In October 2016 I led a London Wildlife Trust walk supported by the Dulwich Society on the subject of Dulwich Park’s remnant boundary oak trees. 30 people attended a very lively and interesting event where we measured the girth of the English oaks (Quercus robur) and discussed their management and natural history. I’ve received a number of enthusiastic emails following on from the walk and firstly may I thank everyone who attended and contributed to it. The oaks of Dulwich Park are significant to London and could be afforded further protection and management consideration where possible.

Rural remnants

As former common and farmland, Dulwich Park is a remnant of the Great North Wood, a tract of woods, commons and farms that spread from Deptford to Selhurst, along what is known as the Great North Wood, a ridge of clay overlaying chalk and running between Honor Oak Park and South Norwood Hill. From Dulwich Park there are fine views of the Dulwich Woods straddling thie ridge, with the park residing low in the River Effra watershed. England’s parks, commons and wood pasture are home to many of our ancient and veteran oak trees today, with places like Epping Forest and the New Forest key reserves of ancient beech and oak trees at a national and European level. Oaks are significant trees not only in Dulwich but also in western Europe and the Americas. In Britain and Ireland, the timber from English and sessile oak (Quercus patraea) trees was used to build the ships which allowed the British Empire to ‘rule the waves’. Not even the entirety of Dulwich Wood and Sydenham Hill Wood (approximately 25 hectares combined) would have provided enough oak timber to build one of the great British ships as several thousand were needed. The reason why there are still oaks to be found in Dulwich is because these trees once had an economic and social purpose, perhaps even a spiritual one.

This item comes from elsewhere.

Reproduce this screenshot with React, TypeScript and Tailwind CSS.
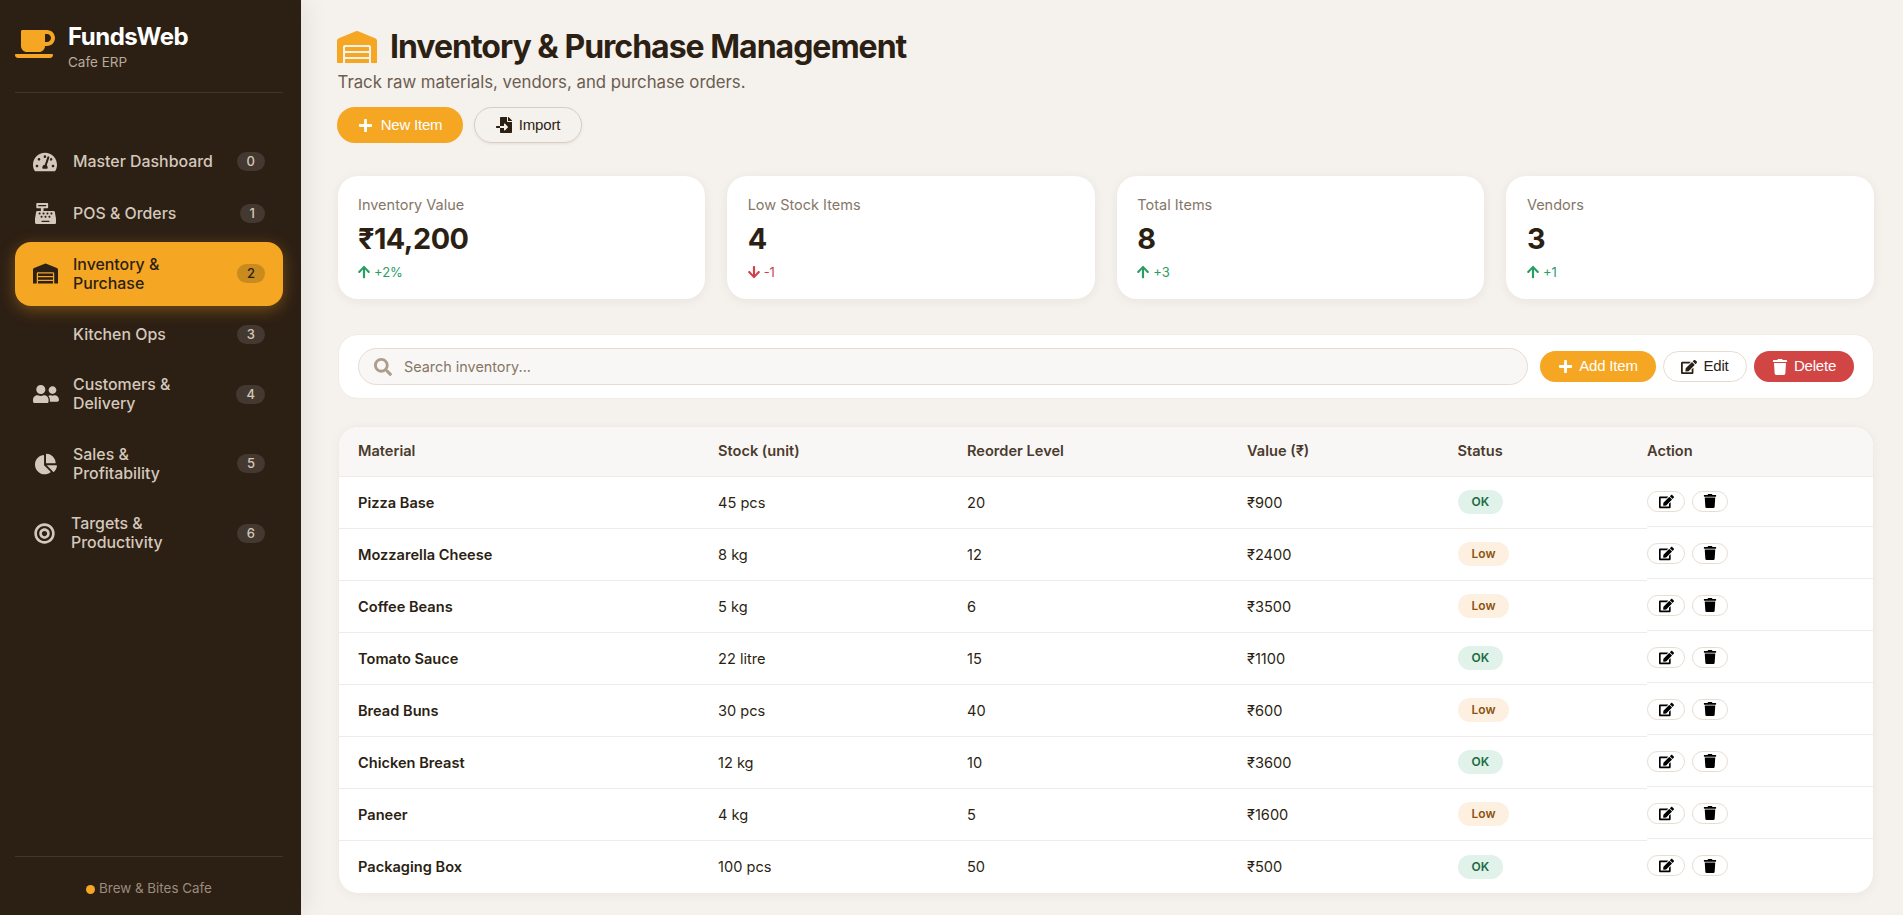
import type { ReactNode } from "react";
import {
  FaArrowDown,
  FaArrowUp,
  FaBullseye,
  FaCashRegister,
  FaChartPie,
  FaCoffee,
  FaEdit,
  FaFileImport,
  FaPlus,
  FaSearch,
  FaTachometerAlt,
  FaTrash,
  FaUserFriends,
  FaWarehouse,
} from "react-icons/fa";

const nav = [
  { label: ["Master Dashboard"], icon: <FaTachometerAlt className="h-6 w-6" />, w: "w-[40px]", h: "h-[47.5px]" },
  { label: ["POS & Orders"], icon: <FaCashRegister className="h-[21px] w-[21px]" />, w: "w-[40px]", ml: "ml-[2px]", h: "h-[46px]" },
  { label: ["Inventory &", "Purchase"], icon: <FaWarehouse className="h-[25px] w-[25px]" />, w: "w-[40px]", active: true, h: "h-[64.5px]" },
  { label: ["Kitchen Ops"], icon: null, w: "w-[40px]", h: "h-[46px]" },
  { label: ["Customers &", "Delivery"], icon: <FaUserFriends className="h-[26px] w-[26px]" />, w: "w-[40px]", h: "h-[64.5px]" },
  { label: ["Sales &", "Profitability"], icon: <FaChartPie className="h-[22px] w-[22px]" />, w: "w-[40px]", ml: "ml-[2px]", h: "h-[64.5px]" },
  { label: ["Targets &", "Productivity"], icon: <FaBullseye className="h-[21px] w-[21px]" />, w: "w-[38px]", ml: "ml-[1px]", h: "h-[64.5px]" },
];

const stats = [
  { label: "Inventory Value", value: "₹14,200", delta: "+2%", up: true },
  { label: "Low Stock Items", value: "4", delta: "-1", up: false },
  { label: "Total Items", value: "8", delta: "+3", up: true },
  { label: "Vendors", value: "3", delta: "+1", up: true },
];

const rows = [
  ["Pizza Base", "45 pcs", "20", "₹900", "OK"],
  ["Mozzarella Cheese", "8 kg", "12", "₹2400", "Low"],
  ["Coffee Beans", "5 kg", "6", "₹3500", "Low"],
  ["Tomato Sauce", "22 litre", "15", "₹1100", "OK"],
  ["Bread Buns", "30 pcs", "40", "₹600", "Low"],
  ["Chicken Breast", "12 kg", "10", "₹3600", "OK"],
  ["Paneer", "4 kg", "5", "₹1600", "Low"],
  ["Packaging Box", "100 pcs", "50", "₹500", "OK"],
];

const btnFont = "font-['Liberation_Sans',Arial,sans-serif]";

function PillButton({ className, children }: { className: string; children: ReactNode }) {
  return (
    <button
      className={`flex items-center justify-center rounded-full text-[15px] tracking-[-0.2px] ${btnFont} ${className}`}
    >
      {children}
    </button>
  );
}

function Sidebar() {
  return (
    <aside className="flex h-[915px] w-[301px] shrink-0 flex-col bg-[#2c1f14] pr-[18px] pl-[15px] shadow-[4px_0_24px_rgba(44,31,20,0.08)]">
      <div className="flex h-[93px] items-start border-b border-[#42362b] pt-[24px]">
        <div className="w-[53px] pt-[2px]">
          <FaCoffee className="h-[36px] w-[40px] text-[#f5a623]" />
        </div>
        <div>
          <div className="text-[24px] leading-[26px] font-bold tracking-[-0.5px] text-white">FundsWeb</div>
          <div className="mt-[3px] text-[13.5px] leading-[18px] text-[#b8ab9b]">Cafe ERP</div>
        </div>
      </div>

      <nav className="mt-[45px] flex flex-col gap-[5px]">
        {nav.map((item, i) => (
          <div
            key={item.label[0]}
            className={`flex items-center rounded-[16px] pr-[18px] pl-[18px] text-[15.9px] leading-[19px] font-medium ${item.h} ${
              item.active
                ? "bg-[#f5a623] text-[#2c1f14] shadow-[0_4px_16px_rgba(245,166,35,0.35)]"
                : "text-[#d4c8bb]"
            }`}
          >
            <span className={`flex shrink-0 items-center ${item.w}`}>
              <span className={item.ml}>{item.icon}</span>
            </span>
            <span className="flex-1">
              {item.label.map((line) => (
                <span key={line} className="block">
                  {line}
                </span>
              ))}
            </span>
            <span
              className={`flex h-[19px] items-center justify-center rounded-full px-[10px] text-[13px] leading-none font-medium ${
                item.active ? "bg-[#c98a1e] text-[#2c1f14]" : "bg-[#443930] text-[#d4c8bb]"
              }`}
            >
              {i}
            </span>
          </div>
        ))}
      </nav>

      <div className="mt-auto flex h-[59px] items-start justify-center border-t border-[#42362b] pt-[22px] text-[13.4px] leading-[18px] text-[#9a8c7c]">
        <span className="mt-[6px] mr-[4px] h-[9px] w-[9px] rounded-full bg-[#f5a623]" />
        Brew &amp; Bites Cafe
      </div>
    </aside>
  );
}

function StatusPill({ status }: { status: string }) {
  return status === "OK" ? (
    <span className="inline-block rounded-full bg-[#e0f2ea] px-[14px] py-[3px] text-[12px] leading-[18px] font-semibold text-[#1c6b44]">
      OK
    </span>
  ) : (
    <span className="inline-block rounded-full bg-[#fdf0e0] px-[14px] py-[3px] text-[12px] leading-[18px] font-semibold text-[#8c5314]">
      Low
    </span>
  );
}

export default function App() {
  return (
    <div className="flex h-[915px] overflow-hidden bg-[#f5f1ec] font-['Inter',sans-serif] text-[#2c1f14]">
      <Sidebar />
      <main className="min-w-0 flex-1 pt-[26px] pr-[29px] pl-[36.5px]">
        <header>
          <h1 className="flex items-center gap-[13.5px] text-[32px] leading-[36px] font-bold tracking-[-1px]">
            <FaWarehouse className="-ml-[1px] h-[42px] w-[40px] text-[#f5a623]" />
            Inventory &amp; Purchase Management
          </h1>
          <p className="mt-[2px] text-[16.8px] leading-[24px] text-[#6b5d50]">
            Track raw materials, vendors, and purchase orders.
          </p>
          <div className="mt-[13px] -ml-[0.5px] flex gap-[11px]">
            <PillButton className="h-[36px] w-[126px] gap-[8px] bg-[#f5a623] text-white">
              <FaPlus className="h-[15px] w-[15px]" /> New Item
            </PillButton>
            <PillButton className="h-[36px] w-[108px] gap-[7px] border border-[#d9ccc0] text-[#2c1f14] shadow-[0_1px_3px_rgba(44,31,20,0.08)]">
              <FaFileImport className="h-[16px] w-[16px]" /> Import
            </PillButton>
          </div>
        </header>

        <section className="mt-[33px] grid grid-cols-4 gap-[22px]">
          {stats.map((s) => (
            <div
              key={s.label}
              className="h-[122.5px] rounded-[20px] bg-white px-[20.5px] pt-[20px] shadow-[0_2px_12px_rgba(44,31,20,0.06)]"
            >
              <div className="text-[14.5px] leading-[18px] text-[#857667]">{s.label}</div>
              <div className="mt-[7px] text-[28.8px] leading-[36px] font-bold tracking-[-0.5px]">{s.value}</div>
              <div
                className={`mt-[6px] flex items-center gap-[3px] text-[13px] leading-[18px] ${
                  s.up ? "text-[#2a9d64]" : "text-[#d23f4f]"
                }`}
              >
                {s.up ? <FaArrowUp className="-ml-[1px] h-[14px] w-[14px]" /> : <FaArrowDown className="-ml-[1px] h-[14px] w-[14px]" />}
                {s.delta}
              </div>
            </div>
          ))}
        </section>

        <section className="mt-[35.5px] flex h-[65px] items-center rounded-[20px] border border-[#f0ebe5] bg-white pr-[19px] pl-[19.5px]">
          <div className="mr-[12px] flex h-[37px] flex-1 items-center gap-[12px] rounded-full border border-[#e6dcd2] bg-[#f9f7f5] pl-[15px]">
            <FaSearch className="h-[18px] w-[18px] text-[#ae9d8b]" />
            <span className="text-[14.4px] text-[#857667]">Search inventory...</span>
          </div>
          <div className="flex gap-[7px]">
            <PillButton className="h-[31px] w-[116px] gap-[6px] bg-[#f5a623] text-white">
              <FaPlus className="h-[15px] w-[15px]" /> Add Item
            </PillButton>
            <PillButton className="h-[31px] w-[84px] gap-[6px] border border-[#e6dcd2] bg-white text-[#2c1f14]">
              <FaEdit className="h-[16px] w-[16px]" /> Edit
            </PillButton>
            <PillButton className="h-[31px] w-[100px] gap-[6px] bg-[#d14545] text-white">
              <FaTrash className="h-[16px] w-[16px]" /> Delete
            </PillButton>
          </div>
        </section>

        <section className="mt-[26.5px] overflow-hidden rounded-[20px] border border-[#f0ebe5] bg-white shadow-[0_2px_12px_rgba(44,31,20,0.04)]">
          <table className="w-full table-fixed border-separate border-spacing-0 text-left text-[14.6px]">
            <thead>
              <tr className="h-[50px] bg-[#f9f7f5] text-[#4a3b2e]">
                <th className="w-[379.5px] border-b border-[#f0ebe5] pt-[1px] pl-[19.5px] font-semibold">Material</th>
                <th className="w-[249px] border-b border-[#f0ebe5] pt-[1px] font-semibold">Stock (unit)</th>
                <th className="w-[280px] border-b border-[#f0ebe5] pt-[1px] font-semibold">Reorder Level</th>
                <th className="w-[210.5px] border-b border-[#f0ebe5] pt-[1px] font-semibold">Value (₹)</th>
                <th className="w-[189.5px] border-b border-[#f0ebe5] pt-[1px] font-semibold">Status</th>
                <th className="border-b border-[#f0ebe5] pt-[1px] font-semibold">Action</th>
              </tr>
            </thead>
            <tbody>
              {rows.map((r, i) => {
                const line = i < rows.length - 1 ? "border-b border-[#f0ebe5]" : "";
                return (
                  <tr key={r[0]} className="h-[52px]">
                    <td className={`pt-[3px] pl-[19.5px] font-semibold ${line}`}>{r[0]}</td>
                    <td className={`pt-[3px] ${line}`}>{r[1]}</td>
                    <td className={`pt-[3px] ${line}`}>{r[2]}</td>
                    <td className={`pt-[3px] ${line}`}>{r[3]}</td>
                    <td className={line}>
                      <StatusPill status={r[4]} />
                    </td>
                    <td className={`flex h-[50px] items-center gap-[7px] ${line}`}>
                      <button className="flex h-[21px] w-[38px] items-center justify-center rounded-full border border-[#e6dcd2] text-black">
                        <FaEdit className="h-[15px] w-[15px]" />
                      </button>
                      <button className="flex h-[21px] w-[36px] items-center justify-center rounded-full border border-[#e6dcd2] text-black">
                        <FaTrash className="h-[14px] w-[14px]" />
                      </button>
                    </td>
                  </tr>
                );
              })}
            </tbody>
          </table>
        </section>
      </main>
    </div>
  );
}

 English oaks were often planted as boundary trees between smallholdings or to demarcate the edges of ancient parishes. Indeed, a walk along Wood Vale in East Dulwich will reveal a line of old oaks which once set the border between the ancient parishes of Camberwell (now London Borough of Southwark) and Lewisham. There are individual oaks of past and present that are of local fame. The Oak of Honor gives the name to One Tree Hill and the now lost Vicar’s Oak, which once sat atop Anerley Hill before it was felled, just in time for the construction of the Crystal Palace in 1854, was a famous tree in Penge. These oaks were once part of ritual perambulations, whereby parishioners walked or ‘beat the bounds’ annually as local tradition. This is also where the name ‘gospel oak’ arises from, with prayers read out beneath the oaks during the traditional walk. London Wildlife Trust have tried to keep the tradition of beating the bounds alive with our Great North Wood walks over the past 35 years in Southwark.

What is a veteran tree?

The Ancient Tree Forum is the leading light in British ancient and veteran tree education and campaigning. It defines a veteran tree as one which is ‘big for the species’ and that is of high ecological and heritage value. In Sweden it is far simpler - ‘a tree that is very old, more than 1m in diameter at breast height or hollow.’ In Britain we consider a tree to be ancient if it is over 400 years old, which is also the same for our ancient woods. Veteran trees are interesting because they are often warped, battered and gnarled, not the lollipops that many of us were brought up expecting trees to look like. The ‘health’ of a tree can be highly subjective and the job of a local authority trees official can be very difficult. Making a sound decision about the management of a tree requires experience, understanding and a will to find the best solution for people and nature, not just Health & Safety box ticking or appeasing the whims of individuals.

The Dulwich Park oaks

The image below shows a line of three boundary oaks of great significance. There is the likelihood that a hedgerow once filled the space between these trees and was grubbed out to create sightlines, possibly as part of the formal park in 1890. The combined age of these trees is approximately 900 years.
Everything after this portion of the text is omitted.